## [SET TASK]
Exactly repeat the material, dropping every picture from the copy.

....................

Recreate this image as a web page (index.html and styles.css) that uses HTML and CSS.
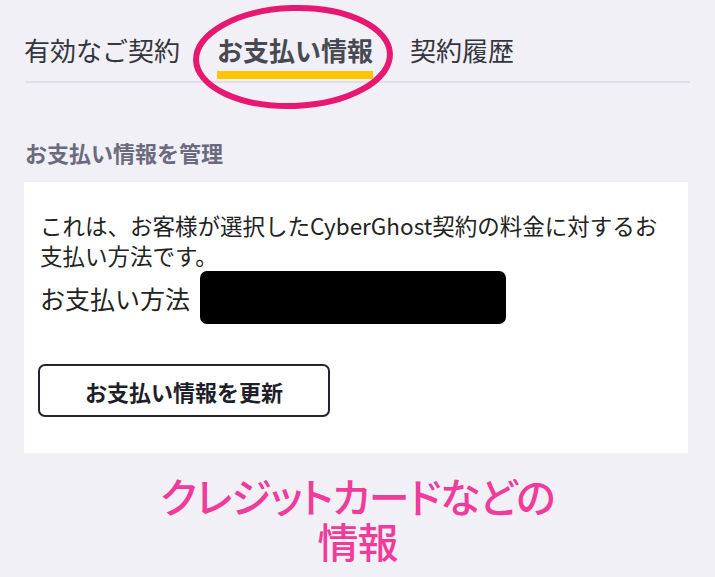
FILE: index.html
```html
<!DOCTYPE html>
<html lang="ja">
<head>
<meta charset="utf-8">
<link rel="stylesheet" href="styles.css">
</head>
<body>
<div class="page">
  <nav class="tabs">
    <span class="tab">有効なご契約</span>
    <span class="tab active">お支払い情報</span>
    <span class="tab">契約履歴</span>
  </nav>
  <div class="rule"></div>
  <h2 class="heading">お支払い情報を管理</h2>
  <section class="card">
    <p class="desc">これは、お客様が選択したCyberGhost契約の料金に対するお支払い方法です。</p>
    <div class="method">
      <span class="method-label">お支払い方法</span>
      <span class="redact"></span>
    </div>
    <button class="btn">お支払い情報を更新</button>
  </section>
  <div class="caption">
    <span class="cap-line">クレジットカードなどの</span>
    <span class="cap-line">情報</span>
  </div>
  <svg class="circle" width="215" height="115" viewBox="0 0 215 115">
    <ellipse cx="107" cy="57" rx="97" ry="49" fill="none" stroke="#e8176f" stroke-width="6" transform="rotate(-2 107 57)"/>
  </svg>
</div>
</body>
</html>
```
FILE: styles.css
```css
html, body {
  margin: 0;
  padding: 0;
  background: #f1f0f6;
}
body {
  font-family: "Noto Sans CJK JP", "Noto Sans", sans-serif;
  color: #222;
}
.page {
  position: relative;
  width: 715px;
  height: 577px;
  overflow: hidden;
  padding: 37px 0 0 0;
  box-sizing: border-box;
}
.tabs {
  display: flex;
  gap: 37px;
  margin-left: 24px;
}
.tab {
  font-size: 26px;
  line-height: 26px;
  padding-bottom: 8px;
  border-bottom: 8px solid transparent;
  color: #35353f;
  font-weight: 400;
}
.tab.active {
  font-weight: 700;
  color: #484953;
  border-bottom-color: #ffc500;
}
.rule {
  margin: 2px 0 0 25px;
  width: 665px;
  height: 2px;
  background: #dfdfe7;
}
.heading {
  margin: 58px 0 0 25px;
  font-size: 22px;
  line-height: 22px;
  font-weight: 700;
  color: #6a6b7e;
}
.card {
  margin: 19px 0 0 24px;
  width: 664px;
  height: 271px;
  box-sizing: border-box;
  background: #fff;
  padding: 28px 24px 0 16px;
}
.desc {
  margin: 0;
  font-size: 22.5px;
  line-height: 30px;
  color: #222;
}
.method {
  display: flex;
  align-items: center;
  gap: 10px;
  margin-top: 1px;
}
.method-label {
  font-size: 25px;
  line-height: 30px;
  color: #222;
}
.redact {
  display: block;
  width: 306px;
  height: 53px;
  background: #000;
  border-radius: 7px;
}
.btn {
  display: block;
  margin: 40px 0 0 -2px;
  width: 292px;
  height: 53px;
  box-sizing: border-box;
  border: 2px solid #24242e;
  border-radius: 7px;
  background: #fff;
  font-family: "Noto Sans CJK JP", sans-serif;
  font-size: 22px;
  font-weight: 700;
  color: #1f1f2a;
  padding: 0;
}
.caption {
  margin: 20px 0 0 0;
  width: 715px;
  display: flex;
  flex-direction: column;
  align-items: center;
  color: #f03b9b;
  font-size: 41px;
  font-weight: 500;
  font-feature-settings: "palt";
}
.cap-line {
  display: block;
  line-height: 45px;
  height: 45px;
  letter-spacing: -1px;
}
.circle {
  position: absolute;
  left: 186px;
  top: 0;
}
```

....................

## [WRITTEN SOLUTION]
Recreate this image as a web page (index.html and styles.css) that uses HTML and CSS.
FILE: index.html
```html
<!DOCTYPE html>
<html lang="ja">
<head>
<meta charset="utf-8">
<link rel="stylesheet" href="styles.css">
</head>
<body>
<div class="page">
  <nav class="tabs">
    <span class="tab">有効なご契約</span>
    <span class="tab active">お支払い情報</span>
    <span class="tab">契約履歴</span>
  </nav>
  <div class="rule"></div>
  <h2 class="heading">お支払い情報を管理</h2>
  <section class="card">
    <p class="desc">これは、お客様が選択したCyberGhost契約の料金に対するお支払い方法です。</p>
    <div class="method">
      <span class="method-label">お支払い方法</span>
      <span class="redact"></span>
    </div>
    <button class="btn">お支払い情報を更新</button>
  </section>
  <div class="caption">
    <span class="cap-line">クレジットカードなどの</span>
    <span class="cap-line">情報</span>
  </div>
  <svg class="circle" width="215" height="115" viewBox="0 0 215 115">
    <ellipse cx="107" cy="57" rx="97" ry="49" fill="none" stroke="#e8176f" stroke-width="6" transform="rotate(-2 107 57)"/>
  </svg>
</div>
</body>
</html>
```
FILE: styles.css
```css
html, body {
  margin: 0;
  padding: 0;
  background: #f1f0f6;
}
body {
  font-family: "Noto Sans CJK JP", "Noto Sans", sans-serif;
  color: #222;
}
.page {
  position: relative;
  width: 715px;
  height: 577px;
  overflow: hidden;
  padding: 37px 0 0 0;
  box-sizing: border-box;
}
.tabs {
  display: flex;
  gap: 37px;
  margin-left: 24px;
}
.tab {
  font-size: 26px;
  line-height: 26px;
  padding-bottom: 8px;
  border-bottom: 8px solid transparent;
  color: #35353f;
  font-weight: 400;
}
.tab.active {
  font-weight: 700;
  color: #484953;
  border-bottom-color: #ffc500;
}
.rule {
  margin: 2px 0 0 25px;
  width: 665px;
  height: 2px;
  background: #dfdfe7;
}
.heading {
  margin: 58px 0 0 25px;
  font-size: 22px;
  line-height: 22px;
  font-weight: 700;
  color: #6a6b7e;
}
.card {
  margin: 19px 0 0 24px;
  width: 664px;
  height: 271px;
  box-sizing: border-box;
  background: #fff;
  padding: 28px 24px 0 16px;
}
.desc {
  margin: 0;
  font-size: 22.5px;
  line-height: 30px;
  color: #222;
}
.method {
  display: flex;
  align-items: center;
  gap: 10px;
  margin-top: 1px;
}
.method-label {
  font-size: 25px;
  line-height: 30px;
  color: #222;
}
.redact {
  display: block;
  width: 306px;
  height: 53px;
  background: #000;
  border-radius: 7px;
}
.btn {
  display: block;
  margin: 40px 0 0 -2px;
  width: 292px;
  height: 53px;
  box-sizing: border-box;
  border: 2px solid #24242e;
  border-radius: 7px;
  background: #fff;
  font-family: "Noto Sans CJK JP", sans-serif;
  font-size: 22px;
  font-weight: 700;
  color: #1f1f2a;
  padding: 0;
}
.caption {
  margin: 20px 0 0 0;
  width: 715px;
  display: flex;
  flex-direction: column;
  align-items: center;
  color: #f03b9b;
  font-size: 41px;
  font-weight: 500;
  font-feature-settings: "palt";
}
.cap-line {
  display: block;
  line-height: 45px;
  height: 45px;
  letter-spacing: -1px;
}
.circle {
  position: absolute;
  left: 186px;
  top: 0;
}
```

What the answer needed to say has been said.